Querido hijo es una historia de amor y de renacimiento personal, de libertad y de rebeldía, de búsqueda y de inconformismo, de duelo y de risas, de luz y de oscuridades, de límites y de anhelos... un retrato encomiable, pero también violento y descarnado del Londres menos conocido de nuestros días y de la juventud que lo puebla, especialmente la de los barrios populares, necesitada de reivindicarse a sí misma en el marasmo de una megalópolis que amenaza a diario con devorarla. Unos jóvenes en búsqueda permanente, dispuestos incluso a pagar con su vida la libertad para expresarse, sus ansias de cultura, su derecho a cambiar el mundo. En definitiva, una historia apasionante y nada morbosa, que rezuma maestría, experiencia, conocimiento, nostalgia, melancolía, emoción y valentía. No se confundan, el libro no aburre ni acongoja, sino todo lo contrario. Simplemente cuenta en negro sobre blanco, con magnífico pulso narrativo, rigor, pasión, fuerza, capacidad evocativa, verdad y mucho amor, la historia de una vida intensa aunque breve, escrita con el corazón en canal y el alma en carne palpitante por alguien que sigue sin poder llorar más allá de las palabras, atormentado estérilmente por conceptos tan enormes y demoledores como la mala conciencia, el arrepentimiento, la penitencia, la terapia, o la sensación de no haber hecho todo lo que hubiera podido para evitar lo seguramente inevitable. En tiempos en los que «hemos pasado del luto riguroso y obligatorio al ocultamiento absurdo de la muerte... y necesitamos reescribir urgentemente las reglas para aceptarla de una manera humana y natural como ley de vida» -cito textualmente-, este libro ha sido la forma un tanto desgarradora que Carlos e Isabel han encontrado de conjurar la tortuosa travesía del duelo -que no es sino el proceso de adaptación a una nueva situación: aprender a vivir sin un ser querido-, de exponerlo al sol y, mediante un proceso de psicología inversa, hacer terapia de choque y «rescrivivir» la historia de su hijo. Han logrado con ello vehicular su dolor y ordenar sus recuerdos, rendir homenaje a Alberto, y recomponer los pedazos para continuar viviendo, más o menos incólumes.

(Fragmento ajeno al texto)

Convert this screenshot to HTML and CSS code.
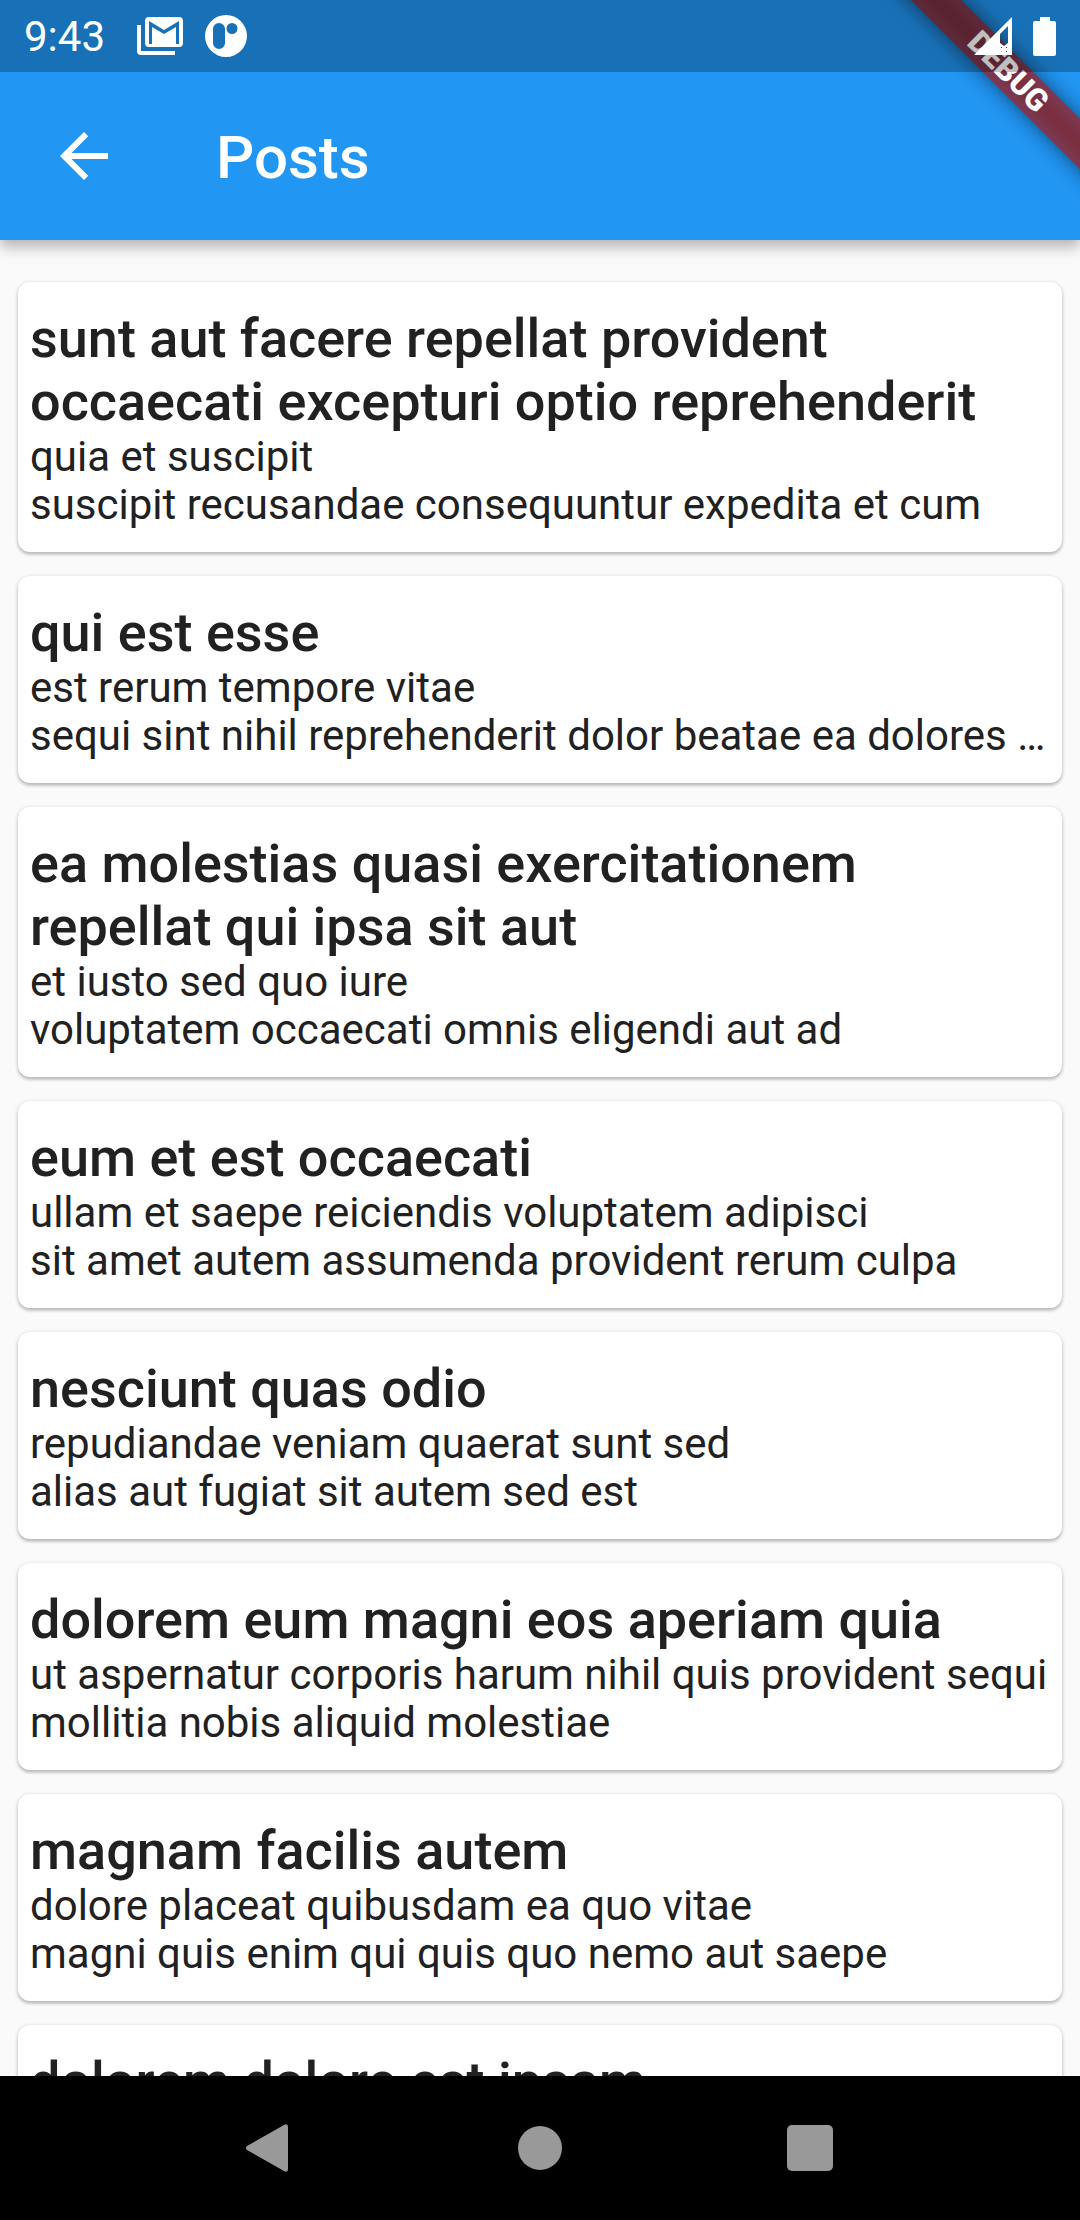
FILE: index.html
```html
<!DOCTYPE html>
<html lang="en">
<head>
<meta charset="utf-8">
<meta name="viewport" content="width=device-width, initial-scale=1">
<title>Posts</title>
<link rel="stylesheet" href="styles.css">
</head>
<body>
<div class="app">
  <header class="top">
    <div class="status-bar">
      <time class="clock">9:43</time>
      <svg class="mail-icon" viewBox="0 0 46 40" width="46" height="40" aria-hidden="true">
        <path fill="#fff" fill-rule="evenodd" d="M12 1h30a4 4 0 0 1 4 4v22a4 4 0 0 1-4 4H12a4 4 0 0 1-4-4V5a4 4 0 0 1 4-4zM12 5v23h3V11l12 7 12-7v17h3V5L27 14z"/>
        <path fill="#fff" d="M0 9h4v26h34v4H4a4 4 0 0 1-4-4z"/>
      </svg>
      <svg class="app-icon" viewBox="0 0 42 42" width="42" height="42" aria-hidden="true">
        <path fill="#fff" fill-rule="evenodd" d="M21 0a21 21 0 1 1 0 42a21 21 0 0 1 0-42zM14 8a6 6 0 0 0-6 6v14a6 6 0 0 0 12 0V14a6 6 0 0 0-6-6zM27 8a5 5 0 1 0 0 11a5 5 0 0 0 0-11z"/>
      </svg>
      <span class="spacer"></span>
      <svg class="signal-icon" viewBox="0 0 38 38" width="38" height="38" aria-hidden="true">
        <path fill="#fff" fill-rule="evenodd" d="M38 0v38H0zM34 9l-8 8v9l4 3 4-3zM27 30h1v1h-1zM32 30h1v1h-1zM27 34h1v1h-1zM32 34h1v1h-1z"/>
      </svg>
      <svg class="battery-icon" viewBox="0 0 24 39" width="24" height="39" aria-hidden="true">
        <path fill="#fff" d="M8 0h10v4h4a2 2 0 0 1 2 2v31a2 2 0 0 1-2 2H3a2 2 0 0 1-2-2V6a2 2 0 0 1 2-2h5z"/>
      </svg>
    </div>
    <div class="app-bar">
      <button class="back" type="button" aria-label="Back">
        <svg viewBox="0 0 24 24" width="72" height="72" aria-hidden="true"><path fill="#fff" d="M20 11H7.83l5.59-5.59L12 4l-8 8 8 8 1.41-1.41L7.83 13H20v-2z"/></svg>
      </button>
      <h1 class="title">Posts</h1>
    </div>
    <div class="banner-corner"><div class="banner">DEBUG</div></div>
  </header>
  <main class="list">
    <article class="card">
      <h2>sunt aut facere repellat provident occaecati excepturi optio reprehenderit</h2>
      <p>quia et suscipit<br>suscipit recusandae consequuntur expedita et cum</p>
    </article>
    <article class="card">
      <h2>qui est esse</h2>
      <p>est rerum tempore vitae<br>sequi sint nihil reprehenderit dolor beatae ea dolores …</p>
    </article>
    <article class="card">
      <h2>ea molestias quasi exercitationem repellat qui ipsa sit aut</h2>
      <p>et iusto sed quo iure<br>voluptatem occaecati omnis eligendi aut ad</p>
    </article>
    <article class="card">
      <h2>eum et est occaecati</h2>
      <p>ullam et saepe reiciendis voluptatem adipisci<br>sit amet autem assumenda provident rerum culpa</p>
    </article>
    <article class="card">
      <h2>nesciunt quas odio</h2>
      <p>repudiandae veniam quaerat sunt sed<br>alias aut fugiat sit autem sed est</p>
    </article>
    <article class="card">
      <h2>dolorem eum magni eos aperiam quia</h2>
      <p>ut aspernatur corporis harum nihil quis provident sequi<br>mollitia nobis aliquid molestiae</p>
    </article>
    <article class="card">
      <h2>magnam facilis autem</h2>
      <p>dolore placeat quibusdam ea quo vitae<br>magni quis enim qui quis quo nemo aut saepe</p>
    </article>
    <article class="card">
      <h2>dolorem dolore est ipsam</h2>
    </article>
  </main>
  <nav class="nav-bar" aria-label="System">
    <button type="button" aria-label="Back"><svg viewBox="0 0 48 48" width="48" height="48" aria-hidden="true"><path fill="#999" d="M1 22L38 1q4-2 4 2v42q0 4-4 2L1 26q-2-2 0-4z"/></svg></button>
    <button type="button" aria-label="Home"><svg viewBox="0 0 48 48" width="48" height="48" aria-hidden="true"><circle cx="24" cy="24" r="22" fill="#999"/></svg></button>
    <button type="button" aria-label="Recent apps"><svg viewBox="0 0 48 48" width="48" height="48" aria-hidden="true"><rect x="1" y="1" width="46" height="46" rx="5" fill="#999"/></svg></button>
  </nav>
</div>
</body>
</html>
```
FILE: styles.css
```css
* {
  box-sizing: border-box;
}

body {
  margin: 0;
  font-family: Roboto, "Liberation Sans", sans-serif;
  color: #212121;
  background: #fafafa;
}

h1,
h2,
p {
  margin: 0;
}

button {
  display: flex;
  align-items: center;
  justify-content: center;
  padding: 0;
  border: 0;
  background: none;
}

.app {
  display: flex;
  flex-direction: column;
  height: 100vh;
}

.top {
  position: relative;
  z-index: 1;
  flex: none;
  color: #fff;
  background: #2196f3;
  box-shadow: 0 6px 12px rgba(0, 0, 0, 0.2), 0 9px 15px rgba(0, 0, 0, 0.1);
}

.status-bar {
  position: relative;
  z-index: 2;
  display: flex;
  align-items: center;
  height: 72px;
  padding: 0 24px;
  background: rgba(0, 0, 0, 0.25);
}

.clock {
  padding-top: 2px;
  font-size: 42px;
  line-height: 48px;
}

.mail-icon {
  margin-left: 32px;
}

.app-icon {
  margin-left: 22px;
}

.spacer {
  flex: 1;
}

.battery-icon {
  margin-left: 20px;
}

.app-bar {
  display: flex;
  align-items: center;
  gap: 48px;
  height: 168px;
}

.back {
  width: 168px;
  height: 168px;
}

.title {
  padding-top: 4px;
  font-size: 60px;
  font-weight: 500;
  line-height: 72px;
}

.banner-corner {
  position: absolute;
  top: 0;
  right: 0;
  z-index: 1;
  width: 240px;
  height: 240px;
  overflow: hidden;
  pointer-events: none;
}

.banner {
  position: absolute;
  top: 54px;
  right: -108px;
  width: 360px;
  height: 36px;
  font-size: 31px;
  font-weight: 900;
  line-height: 36px;
  text-align: center;
  transform: rotate(45deg);
}

.banner::before,
.banner::after {
  content: "";
  position: absolute;
  inset: 0;
}

.banner::before {
  z-index: -2;
  background: rgba(0, 0, 0, 0.5);
  filter: blur(10px);
}

.banner::after {
  z-index: -1;
  background: rgba(183, 28, 28, 0.63);
}

.list {
  display: flex;
  flex: 1;
  flex-direction: column;
  gap: 24px;
  min-height: 0;
  padding: 42px 18px;
  overflow-y: auto;
  scrollbar-width: none;
}

.card {
  flex: none;
  padding: 25px 12px 23px;
  border-radius: 12px;
  background: #fff;
  box-shadow: 0 3px 3px rgba(0, 0, 0, 0.14), 0 1px 4px rgba(0, 0, 0, 0.2);
}

.card h2 {
  font-size: 54px;
  font-weight: 500;
  line-height: 63px;
}

.card p {
  font-size: 42px;
  line-height: 48px;
}

.nav-bar {
  display: flex;
  flex: none;
  align-items: center;
  justify-content: center;
  height: 144px;
  background: #000;
}

.nav-bar button {
  width: 25%;
  height: 144px;
}
```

Descansa en paz, Alby; y que la tierra, principio y origen de todos los colores, te meza en su seno y te sea para siempre leve. Ojala con tu muerte hayas conseguido el pasaporte directo para el paraíso de los grafiteros, y en él no te sientas ya más un rebelde con causa; puedas pintar, libre, tus tags en el aire y las nubes, y dejes fluir sin barreras tu enorme creatividad y tu fuerza. Tal vez, en el fondo, agotado tu karma de vivir tan intensamente, lo que has conseguido al morir de forma prematura es materializar uno de tus sueños, encarnado para siempre en la reivindicación de tu tag último: Trip, el eterno viaje.